◆ Items
+--

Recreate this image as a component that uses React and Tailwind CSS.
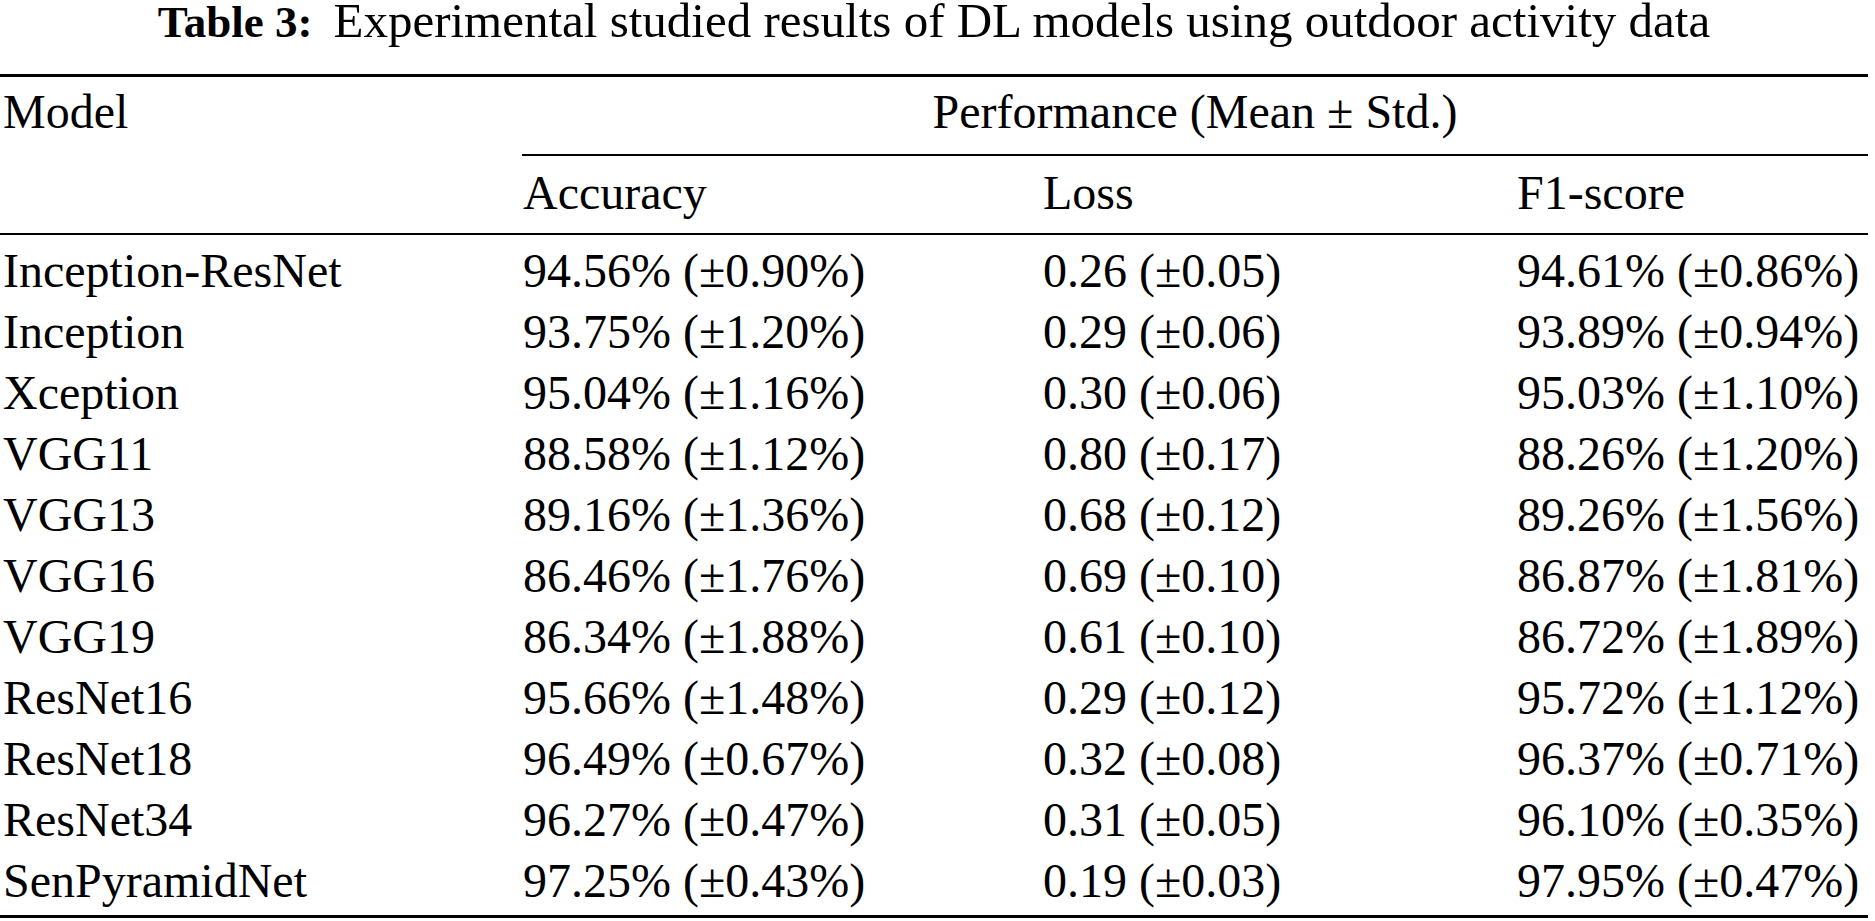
import React from "react"

const rows = [
  ["Inception-ResNet", "94.56% (±0.90%)", "0.26 (±0.05)", "94.61% (±0.86%)"],
  ["Inception", "93.75% (±1.20%)", "0.29 (±0.06)", "93.89% (±0.94%)"],
  ["Xception", "95.04% (±1.16%)", "0.30 (±0.06)", "95.03% (±1.10%)"],
  ["VGG11", "88.58% (±1.12%)", "0.80 (±0.17)", "88.26% (±1.20%)"],
  ["VGG13", "89.16% (±1.36%)", "0.68 (±0.12)", "89.26% (±1.56%)"],
  ["VGG16", "86.46% (±1.76%)", "0.69 (±0.10)", "86.87% (±1.81%)"],
  ["VGG19", "86.34% (±1.88%)", "0.61 (±0.10)", "86.72% (±1.89%)"],
  ["ResNet16", "95.66% (±1.48%)", "0.29 (±0.12)", "95.72% (±1.12%)"],
  ["ResNet18", "96.49% (±0.67%)", "0.32 (±0.08)", "96.37% (±0.71%)"],
  ["ResNet34", "96.27% (±0.47%)", "0.31 (±0.05)", "96.10% (±0.35%)"],
  ["SenPyramidNet", "97.25% (±0.43%)", "0.19 (±0.03)", "97.95% (±0.47%)"],
]

export default function App() {
  return (
    <div className="w-[1868px] bg-white text-black font-['Liberation_Serif',serif]">
      {/* caption */}
      <div className="pt-[1px] text-center text-[49px] leading-[40px] whitespace-nowrap">
        <span className="font-bold text-[45px]">Table 3:</span>
        <span className="ml-[21px]">Experimental studied results of DL models using outdoor activity data</span>
      </div>

      <div className="mt-[32px] border-t-[3px] border-black" />

      {/* header */}
      <div className="flex text-[48px] leading-[61px]">
        <div className="w-[522px] pl-[3px] pt-[4px]">Model</div>
        <div className="flex-1">
          <div className="pt-[4px] pb-[12px] text-center border-b-2 border-black">
            Performance (Mean ± Std.)
          </div>
          <div className="grid grid-cols-[521px_473px_1fr] pt-[6px] pb-[10px]">
            <div className="pl-[1px]">Accuracy</div>
            <div>Loss</div>
            <div className="pl-[1px]">F1-score</div>
          </div>
        </div>
      </div>

      <div className="border-t-2 border-black" />

      {/* body */}
      <div className="pt-[5px] pb-[4px] text-[48px] leading-[61px]">
        {rows.map((r) => (
          <div key={r[0]} className="grid grid-cols-[522px_521px_473px_1fr] whitespace-nowrap">
            <div className="pl-[3px]">{r[0]}</div>
            <div className="pl-[1px]">{r[1]}</div>
            <div>{r[2]}</div>
            <div className="pl-[1px]">{r[3]}</div>
          </div>
        ))}
      </div>

      <div className="border-t-[3px] border-black" />
    </div>
  )
}
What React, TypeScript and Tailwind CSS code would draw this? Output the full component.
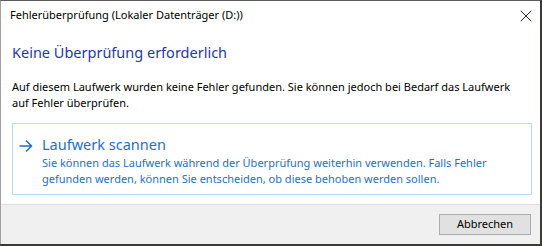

+--

◆ Task prompt
Transcribe the listing in full and omit the pictures.

◆ Response to the task
Recreate this image as a component that uses React and Tailwind CSS.
import React from "react"

const rows = [
  ["Inception-ResNet", "94.56% (±0.90%)", "0.26 (±0.05)", "94.61% (±0.86%)"],
  ["Inception", "93.75% (±1.20%)", "0.29 (±0.06)", "93.89% (±0.94%)"],
  ["Xception", "95.04% (±1.16%)", "0.30 (±0.06)", "95.03% (±1.10%)"],
  ["VGG11", "88.58% (±1.12%)", "0.80 (±0.17)", "88.26% (±1.20%)"],
  ["VGG13", "89.16% (±1.36%)", "0.68 (±0.12)", "89.26% (±1.56%)"],
  ["VGG16", "86.46% (±1.76%)", "0.69 (±0.10)", "86.87% (±1.81%)"],
  ["VGG19", "86.34% (±1.88%)", "0.61 (±0.10)", "86.72% (±1.89%)"],
  ["ResNet16", "95.66% (±1.48%)", "0.29 (±0.12)", "95.72% (±1.12%)"],
  ["ResNet18", "96.49% (±0.67%)", "0.32 (±0.08)", "96.37% (±0.71%)"],
  ["ResNet34", "96.27% (±0.47%)", "0.31 (±0.05)", "96.10% (±0.35%)"],
  ["SenPyramidNet", "97.25% (±0.43%)", "0.19 (±0.03)", "97.95% (±0.47%)"],
]

export default function App() {
  return (
    <div className="w-[1868px] bg-white text-black font-['Liberation_Serif',serif]">
      {/* caption */}
      <div className="pt-[1px] text-center text-[49px] leading-[40px] whitespace-nowrap">
        <span className="font-bold text-[45px]">Table 3:</span>
        <span className="ml-[21px]">Experimental studied results of DL models using outdoor activity data</span>
      </div>

      <div className="mt-[32px] border-t-[3px] border-black" />

      {/* header */}
      <div className="flex text-[48px] leading-[61px]">
        <div className="w-[522px] pl-[3px] pt-[4px]">Model</div>
        <div className="flex-1">
          <div className="pt-[4px] pb-[12px] text-center border-b-2 border-black">
            Performance (Mean ± Std.)
          </div>
          <div className="grid grid-cols-[521px_473px_1fr] pt-[6px] pb-[10px]">
            <div className="pl-[1px]">Accuracy</div>
            <div>Loss</div>
            <div className="pl-[1px]">F1-score</div>
          </div>
        </div>
      </div>

      <div className="border-t-2 border-black" />

      {/* body */}
      <div className="pt-[5px] pb-[4px] text-[48px] leading-[61px]">
        {rows.map((r) => (
          <div key={r[0]} className="grid grid-cols-[522px_521px_473px_1fr] whitespace-nowrap">
            <div className="pl-[3px]">{r[0]}</div>
            <div className="pl-[1px]">{r[1]}</div>
            <div>{r[2]}</div>
            <div className="pl-[1px]">{r[3]}</div>
          </div>
        ))}
      </div>

      <div className="border-t-[3px] border-black" />
    </div>
  )
}
What React, TypeScript and Tailwind CSS code would draw this? Output the full component.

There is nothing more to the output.